As Barlow writes in her liner notes, A bird arrives and changes everything. Before its debut, she is offering a cascade of singles, beginning January 20 and continuing every two weeks until the release date. Birds have the power to completely transport me, says Barlow, who splits her time between Toronto and Mexico where she and Webster are building a house with a fully operational studio.

So, when I decided to do the album, I started going down this path of gathering songs about birds. They’re my joy, my fascination. These songs tell a story.

After a five-year hiatus from releasing a full album, this year finds Barlow in fine Spark Bird shape to wing her career to a new plateau. Little did she guess during the dark times that a daily visit from a yellow-winged cacique that is native to the southern Pacific Coast of Mexico would inspire her to dedicate an entire album of songs to birds of all shapes and varieties.

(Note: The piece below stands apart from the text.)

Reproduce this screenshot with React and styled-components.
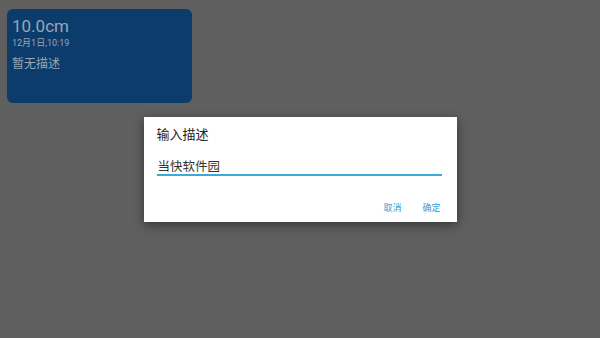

That all said, Barlow hastens to note that while she is not a member of an organized birder group, her appreciation of the choirs and colors of birds has heightened her passion to learn more about her winged discoveries.

In her 25-year career of delivering a distinctive and accessible style of vocal jazz, Barlow has accrued a remarkable resume of critical success, including seven Juno nominations, with two jazz vocal Juno awards-2013’s best Jazz Vocal Recording for her all-French song collection Seule ce soir and her Clear Day collaboration with the Metropole Orkest winning the same award in 2016.

Also in 2013, Barlow scored a Felix Award for Seule ce soir as ADISQ’s Album of the Year-Jazz Interpretation. Previously, she had been named Female Vocalist of the Year at the 2008 National Jazz Awards.